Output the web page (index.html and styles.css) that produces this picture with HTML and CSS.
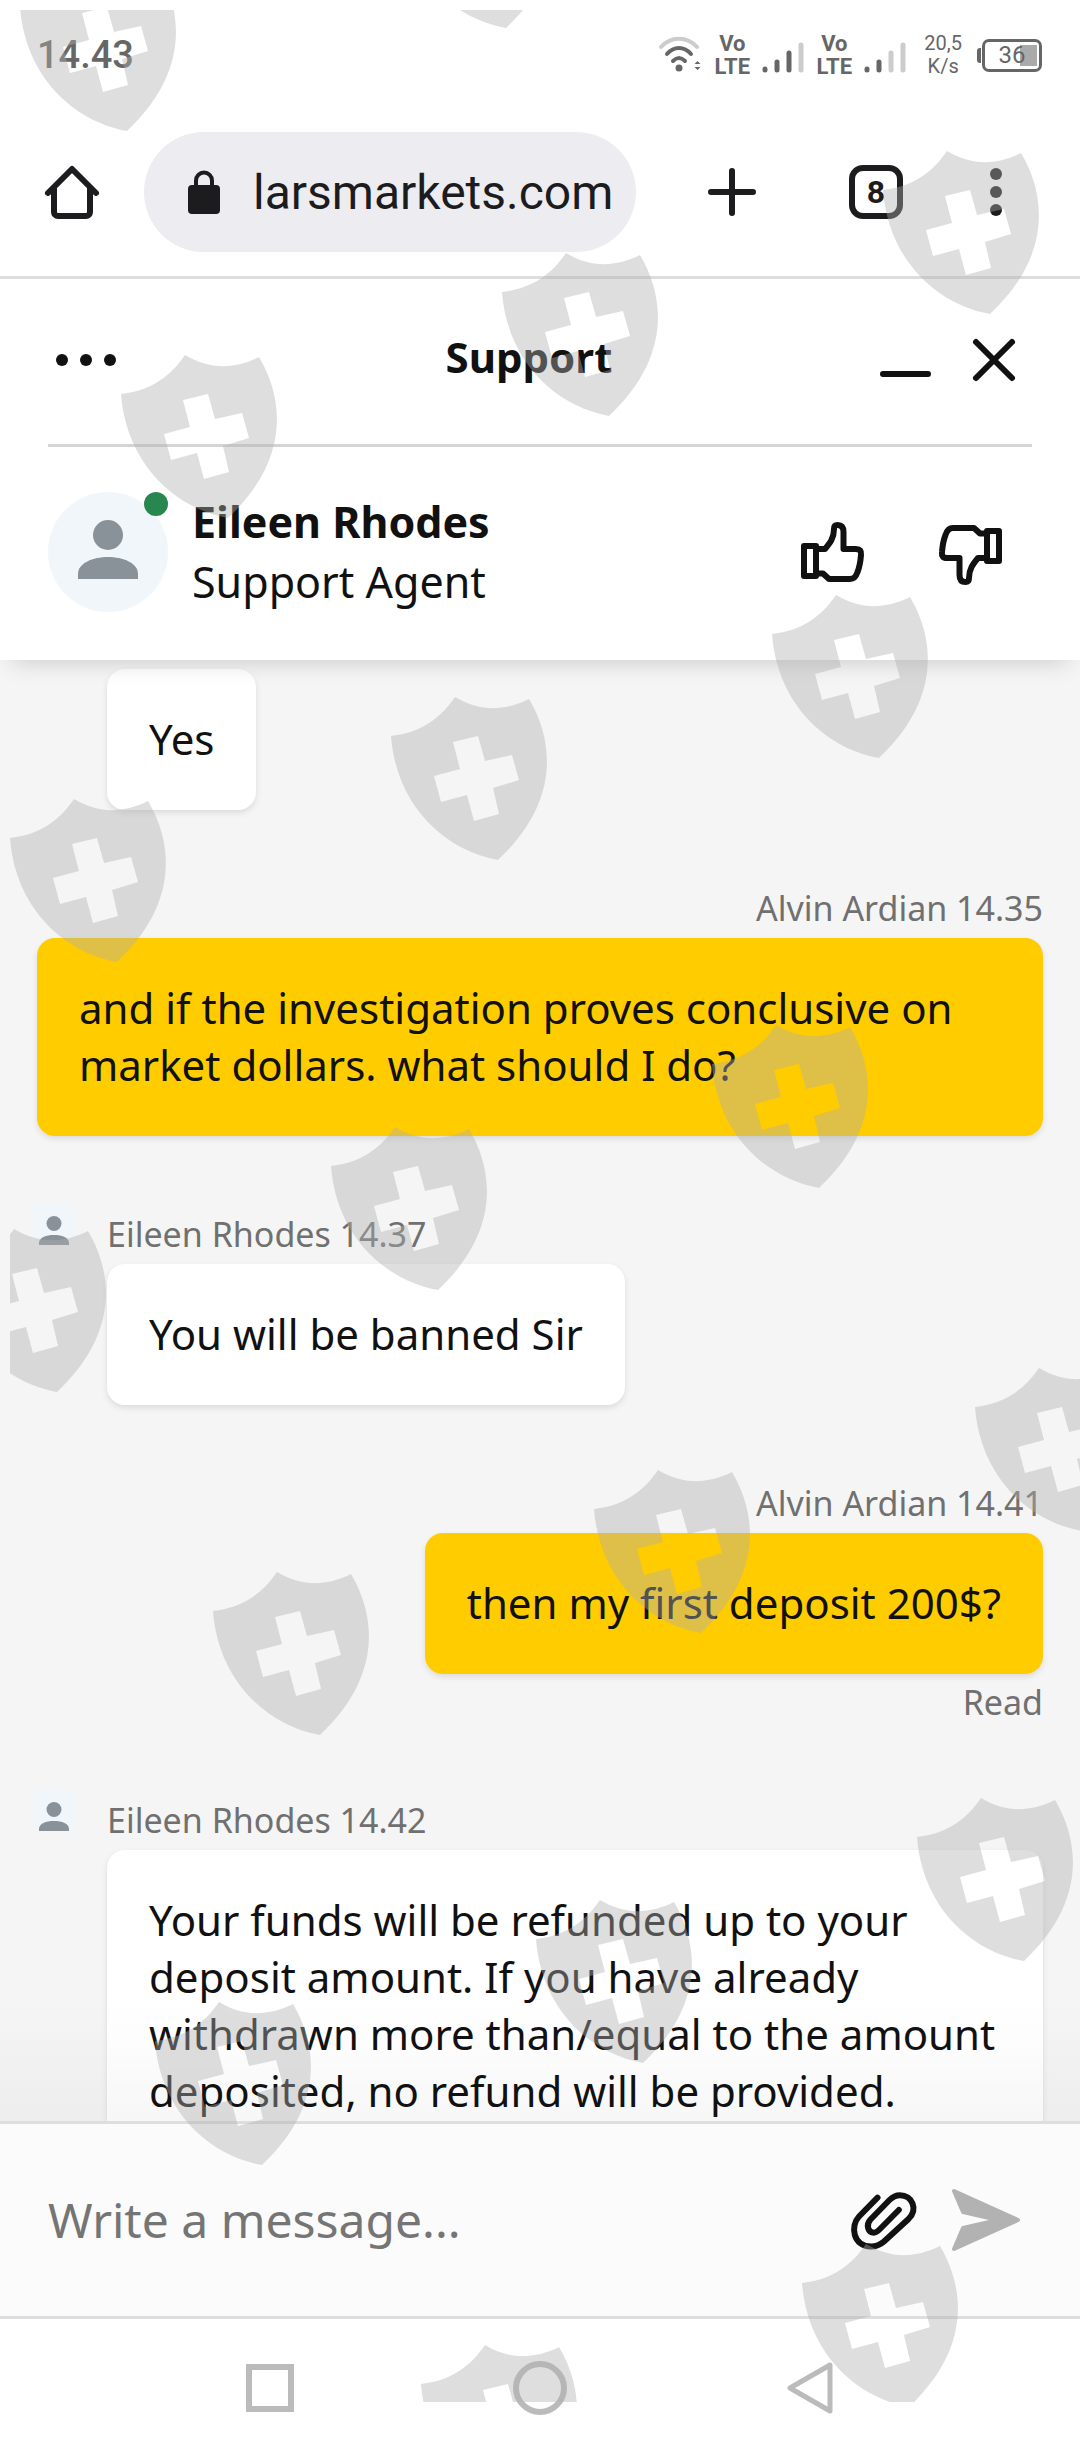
FILE: index.html
```html
<!DOCTYPE html>
<html lang="en">
<head>
<meta charset="utf-8">
<meta name="viewport" content="width=device-width, initial-scale=1">
<title>Support</title>
<link rel="stylesheet" href="styles.css">
</head>
<body>
<div class="screen">

  <div class="status">
    <span class="clock">14.43</span>
    <div class="indicators">
      <svg class="wifi" width="44" height="40" viewBox="0 0 44 40" fill="none" stroke="#666" stroke-width="4" stroke-linecap="round">
        <path d="M3 12C13 1 29 1 39 12" stroke="#ccc"/>
        <path d="M9 19C16 11 26 11 33 19"/>
        <path d="M15 26C19 22 23 22 27 26"/>
        <circle cx="21" cy="33" r="3.5" fill="#666" stroke="none"/>
        <path d="M36.500 29l3-3 3 3zM36.500 32l3 3 3-3z" fill="#666" stroke="none"/>
      </svg>
      <span class="volte"><span>Vo</span><span>LTE</span></span>
      <svg class="bars" width="42" height="40" viewBox="0 0 42 40" stroke="#666" stroke-width="5" stroke-linecap="round">
        <path d="M3 34v1M15 27v8M27 18v17"/>
        <path d="M39 10v25" stroke="#ccc"/>
      </svg>
      <span class="volte"><span>Vo</span><span>LTE</span></span>
      <svg class="bars" width="42" height="40" viewBox="0 0 42 40" stroke="#666" stroke-width="5" stroke-linecap="round">
        <path d="M3 34v1M15 27v8"/>
        <path d="M27 18v17M39 10v25" stroke="#ccc"/>
      </svg>
      <span class="speed">20,5<br>K/s</span>
      <span class="battery">36</span>
    </div>
  </div>

  <header class="toolbar">
    <button class="icon" aria-label="Home">
      <svg width="60" height="60" viewBox="0 0 60 60" fill="none" stroke="#1c1c1e" stroke-width="6" stroke-linecap="round" stroke-linejoin="round">
        <path d="M6 31L30 7L54 31M12 27V50a4 4 0 0 0 4 4H44a4 4 0 0 0 4-4V27"/>
      </svg>
    </button>
    <a class="address" href="#">
      <svg width="32" height="44" viewBox="0 0 32 44">
        <rect y="15" width="32" height="29" rx="4" fill="#1c1c1e"/>
        <path d="M8 17V10.500a8 8 0 0 1 16 0V17" fill="none" stroke="#1c1c1e" stroke-width="4"/>
      </svg>
      <span>larsmarkets.com</span>
    </a>
    <div class="tools">
      <button class="icon new-tab" aria-label="New tab">
        <svg width="60" height="60" viewBox="0 0 60 60" stroke="#1c1c1e" stroke-width="6" stroke-linecap="round"><path d="M30 9V51M9 30H51"/></svg>
      </button>
      <button class="tabs" aria-label="8 open tabs">8</button>
      <button class="icon" aria-label="Menu">
        <svg width="60" height="60" viewBox="0 0 60 60" fill="#1c1c1e"><circle cx="30" cy="12" r="6"/><circle cx="30" cy="30" r="6"/><circle cx="30" cy="48" r="6"/></svg>
      </button>
    </div>
  </header>

  <section class="widget-head">
    <div class="title-row">
      <button class="icon options" aria-label="Chat options">
        <svg width="72" height="48" viewBox="0 0 72 48" fill="#111"><circle cx="12" cy="24" r="6"/><circle cx="36" cy="24" r="6"/><circle cx="60" cy="24" r="6"/></svg>
      </button>
      <h1>Support</h1>
      <div class="window-actions">
        <button class="icon" aria-label="Minimize">
          <svg width="60" height="48" viewBox="0 0 60 48" stroke="#111" stroke-width="6" stroke-linecap="round"><path d="M7 38H52"/></svg>
        </button>
        <button class="icon" aria-label="Close">
          <svg width="48" height="48" viewBox="0 0 48 48" stroke="#111" stroke-width="6" stroke-linecap="round"><path d="M6 6L42 42M42 6L6 42"/></svg>
        </button>
      </div>
    </div>
    <div class="agent">
      <div class="avatar">
        <svg width="120" height="120" viewBox="0 0 120 120" fill="#8a9299"><circle cx="60" cy="43" r="15"/><path d="M30 87V82C30 71 45 65 60 65S90 71 90 82V87Z"/></svg>
        <span class="online"></span>
      </div>
      <div class="who"><strong>Eileen Rhodes</strong><span>Support Agent</span></div>
      <div class="rate">
        <button class="icon" aria-label="Rate as good">
          <svg width="72" height="72" viewBox="0 0 72 72" fill="none" stroke="#111" stroke-width="6" stroke-linejoin="round">
            <path id="thumb" d="M8 30H20V60H8ZM20 33H29C34 27 38 22 38 13C38 10 39 9 41.500 9C45 9 47.500 11 47.500 16V33H60C64 33 65.500 35 65 39C64.500 45 64 50 61.500 56C60 61 58 63 54 63H33L27 57.500H20"/>
          </svg>
        </button>
        <button class="icon" aria-label="Rate as bad">
          <svg width="72" height="72" viewBox="0 0 72 72" fill="none" stroke="#111" stroke-width="6" stroke-linejoin="round">
            <use href="#thumb" transform="rotate(180 36.500 37.500)"/>
          </svg>
        </button>
      </div>
    </div>
  </section>

  <main class="chat">
    <article class="msg them">
      <p class="bubble">Yes</p>
    </article>
    <article class="msg me">
      <div class="meta">Alvin Ardian 14.35</div>
      <p class="bubble">and if the investigation proves conclusive on market dollars. what should I do?</p>
    </article>
    <article class="msg them">
      <div class="meta">
        <svg class="mini" width="42" height="43" viewBox="0 0 42 43" fill="#8a9299"><rect width="42" height="43" fill="#f1f6fa"/><circle cx="21" cy="20.500" r="7.500"/><path d="M6 42V40C6 34.500 13 32 21 32S36 34.500 36 40V42Z"/></svg>
        Eileen Rhodes 14.37
      </div>
      <p class="bubble">You will be banned Sir</p>
    </article>
    <article class="msg me">
      <div class="meta">Alvin Ardian 14.41</div>
      <p class="bubble">then my first deposit 200$?</p>
      <div class="receipt">Read</div>
    </article>
    <article class="msg them">
      <div class="meta">
        <svg class="mini" width="42" height="43" viewBox="0 0 42 43" fill="#8a9299"><rect width="42" height="43" fill="#f1f6fa"/><circle cx="21" cy="20.500" r="7.500"/><path d="M6 42V40C6 34.500 13 32 21 32S36 34.500 36 40V42Z"/></svg>
        Eileen Rhodes 14.42
      </div>
      <p class="bubble">Your funds will be refunded up to your deposit amount. If you have already withdrawn more than/equal to the amount deposited, no refund will be provided.</p>
    </article>
  </main>

  <form class="composer">
    <input type="text" placeholder="Write a message..." aria-label="Write a message">
    <button class="icon" type="button" aria-label="Attach a file">
      <svg width="72" height="72" viewBox="0 0 72 72" fill="none" stroke="#111" stroke-width="6" stroke-linecap="round">
        <path d="M29.500 13.700L11 32.500C2 42 5 62.500 23 62.500C28 62.500 32 61 36 57.500L60.500 35C70.500 25 64 11.300 52 11.300C48 11.300 45 12.500 41.500 16L22.500 35.500C17.500 41 20 48.700 26 48.700C28 48.700 29.500 47.500 31.500 45.500L50.800 26"/>
      </svg>
    </button>
    <button class="icon send" type="submit" aria-label="Send">
      <svg width="72" height="72" viewBox="0 0 72 72" fill="#b2b2b2" stroke="#b2b2b2" stroke-width="4" stroke-linejoin="round">
        <path d="M4 7L68 36L4 65L13 44L48 36L13 28Z"/>
      </svg>
    </button>
  </form>

  <nav class="system">
    <button class="icon" aria-label="Recent apps"><svg width="60" height="60" viewBox="0 0 60 60" fill="none" stroke="#bbb" stroke-width="6"><path d="M9 9H51V51H9Z"/></svg></button>
    <button class="icon" aria-label="Home screen"><svg width="60" height="60" viewBox="0 0 60 60" fill="none" stroke="#aaa" stroke-opacity=".8" stroke-width="6"><circle cx="30" cy="30" r="24"/></svg></button>
    <button class="icon" aria-label="Back"><svg width="60" height="60" viewBox="0 0 60 60" fill="none" stroke="#bbb" stroke-width="5" stroke-linejoin="round"><path d="M10 30L50 7V53Z"/></svg></button>
  </nav>

  <svg class="watermark" aria-hidden="true">
    <defs>
      <path id="shield" fill-rule="evenodd" d="M-64 39C-38 36 -17 25 0 0C23 14 48 15 74 2C100 46 104 106 43 163C-12 153 -59 107 -64 39ZM-2 45L5 72L-21 79L-14 105L12 98L19 124L44 117L38 91L64 83L57 58L30 64L23 39Z"/>
    </defs>
    <g transform="translate(-10 -10)">
      <use href="#shield" x="84" y="-32"/>
      <use href="#shield" x="463" y="-135"/>
      <use href="#shield" x="947" y="151"/>
      <use href="#shield" x="566" y="253"/>
      <use href="#shield" x="185" y="355"/>
      <use href="#shield" x="836" y="595"/>
      <use href="#shield" x="455" y="697"/>
      <use href="#shield" x="74" y="799"/>
      <use href="#shield" x="776" y="1025"/>
      <use href="#shield" x="395" y="1127"/>
      <use href="#shield" x="14" y="1229"/>
      <use href="#shield" x="1039" y="1368"/>
      <use href="#shield" x="658" y="1470"/>
      <use href="#shield" x="277" y="1572"/>
      <use href="#shield" x="981" y="1798"/>
      <use href="#shield" x="600" y="1900"/>
      <use href="#shield" x="219" y="2002"/>
      <use href="#shield" x="866" y="2244"/>
      <use href="#shield" x="485" y="2345"/>
    </g>
  </svg>
</div>
</body>
</html>
```
FILE: styles.css
```css
* { box-sizing: border-box; }

body {
  margin: 0;
  background: #fff;
  color: #111;
  font-family: "Noto Sans", sans-serif;
}

h1, p { margin: 0; }

button {
  border: 0;
  padding: 0;
  background: none;
  color: inherit;
  font: inherit;
}

svg { display: block; }

.icon { display: flex; flex: none; }

.screen {
  position: relative;
  display: flex;
  flex-direction: column;
  height: 100vh;
}

/* Status bar */
.status {
  flex: none;
  display: flex;
  align-items: center;
  justify-content: space-between;
  height: 108px;
  padding: 2px 38px 0 37px;
  color: #666;
  font-family: Roboto, sans-serif;
}

.clock { font-size: 38px; font-weight: 500; }

.indicators { display: flex; align-items: center; }

.volte {
  display: flex;
  flex-direction: column;
  align-items: center;
  width: 40px;
  margin: 0 10px;
  font-size: 22px;
  font-weight: 700;
  line-height: 23px;
}

.speed {
  margin: 0 14px 0 18px;
  font-size: 20px;
  line-height: 23px;
  text-align: center;
}

.battery {
  position: relative;
  width: 60px;
  height: 33px;
  margin-left: 6px;
  border: 3px solid #666;
  border-radius: 7px;
  background: linear-gradient(#aaa, #aaa) 35px center / 17px 21px no-repeat;
  font-size: 24px;
  line-height: 27px;
  text-align: center;
}

.battery::before {
  content: "";
  position: absolute;
  top: 6px;
  left: -8px;
  width: 4px;
  height: 15px;
  border-radius: 3px 0 0 3px;
  background: #666;
}

/* Browser toolbar */
.toolbar {
  flex: none;
  display: flex;
  align-items: center;
  gap: 42px;
  padding: 24px 54px 24px 42px;
  border-bottom: 3px solid #dedede;
  color: #1c1c1e;
  font-family: Roboto, sans-serif;
}

.address {
  flex: 1;
  display: flex;
  align-items: center;
  gap: 33px;
  min-width: 0;
  height: 120px;
  padding-left: 44px;
  border-radius: 60px;
  background: #ececf1;
  color: inherit;
  font-size: 48px;
  text-decoration: none;
}

.tools {
  display: flex;
  align-items: center;
  gap: 63px;
  margin-left: 24px;
}

.new-tab { margin-right: 24px; }

.tabs {
  width: 54px;
  height: 54px;
  border: 6px solid #1c1c1e;
  border-radius: 14px;
  font-size: 32px;
  font-weight: 700;
  line-height: 42px;
}

/* Chat header */
.widget-head {
  position: relative;
  z-index: 1;
  flex: none;
  background: #fff;
  box-shadow: 0 12px 24px -12px rgba(0, 0, 0, .2);
}

.title-row {
  display: grid;
  grid-template-columns: 1fr auto 1fr;
  align-items: center;
  height: 165px;
  padding: 0 62px 4px 40px;
}

.options { padding: 0 10px; }

.title-row h1 {
  padding-bottom: 6px;
  font-size: 42px;
  line-height: 60px;
}

.window-actions {
  display: flex;
  justify-content: flex-end;
  gap: 34px;
}

.agent {
  display: flex;
  align-items: center;
  gap: 24px;
  margin: 0 48px;
  padding: 45px 26px 48px 0;
  border-top: 3px solid #d4d4d4;
}

.avatar {
  position: relative;
  border-radius: 50%;
  background: #f1f6fa;
}

.online {
  position: absolute;
  top: 0;
  right: 0;
  width: 24px;
  height: 24px;
  border-radius: 50%;
  background: #28874f;
}

.who {
  display: flex;
  flex: 1;
  flex-direction: column;
  font-size: 43px;
  line-height: 60px;
}

.rate { display: flex; gap: 66px; }

/* Conversation */
.chat {
  flex: 1;
  display: flex;
  flex-direction: column;
  gap: 74px;
  min-height: 0;
  padding: 9px 37px 0;
  overflow: hidden;
  background: #f5f5f5;
}

.msg {
  display: flex;
  flex: none;
  flex-direction: column;
  align-items: flex-start;
}

.them { padding-left: 70px; }

.me { align-items: flex-end; }

.meta, .receipt {
  position: relative;
  color: #707070;
  font-size: 34px;
}

.meta { margin-bottom: 6px; line-height: 48px; }

.receipt { margin-top: 8px; line-height: 40px; }

.mini {
  position: absolute;
  top: -7px;
  left: -74px;
}

.bubble {
  padding: 41px 42px 43px;
  border-radius: 18px;
  background: #fff;
  box-shadow: 0 3px 6px rgba(0, 0, 0, .1);
  font-size: 42px;
  line-height: 57px;
}

.me .bubble { background: #fc0; }

/* Message box */
.composer {
  position: relative;
  flex: none;
  display: flex;
  align-items: center;
  height: 198px;
  padding: 0 58px 0 48px;
  border: solid #dedede;
  border-width: 3px 0;
  background: #fbfbfb;
}

.composer::before {
  content: "";
  position: absolute;
  right: 0;
  bottom: 100%;
  left: 0;
  height: 120px;
  margin-bottom: 3px;
  background: linear-gradient(transparent, rgba(0, 0, 0, .03));
  pointer-events: none;
}

.composer input {
  flex: 1;
  min-width: 0;
  padding: 0;
  border: 0;
  background: none;
  font: 48px/64px "Noto Sans", sans-serif;
}

.composer input::placeholder { color: #757575; opacity: 1; }

.send { margin-left: 30px; }

/* System navigation */
.system {
  flex: none;
  display: flex;
  align-items: center;
  justify-content: center;
  gap: 210px;
  height: 141px;
  padding-bottom: 3px;
}

.watermark {
  position: absolute;
  z-index: 2;
  top: 10px;
  left: 10px;
  width: calc(100% - 10px);
  height: calc(100% - 68px);
  fill: #afafaf;
  fill-opacity: .41;
  pointer-events: none;
}
```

### WHAT IS ASKED
Leave out every line without the string "styles" and copy the rest.

### ANSWER FOR THE TASK
Output the web page (index.html and styles.css) that produces this picture with HTML and CSS.
<link rel="stylesheet" href="styles.css">
FILE: styles.css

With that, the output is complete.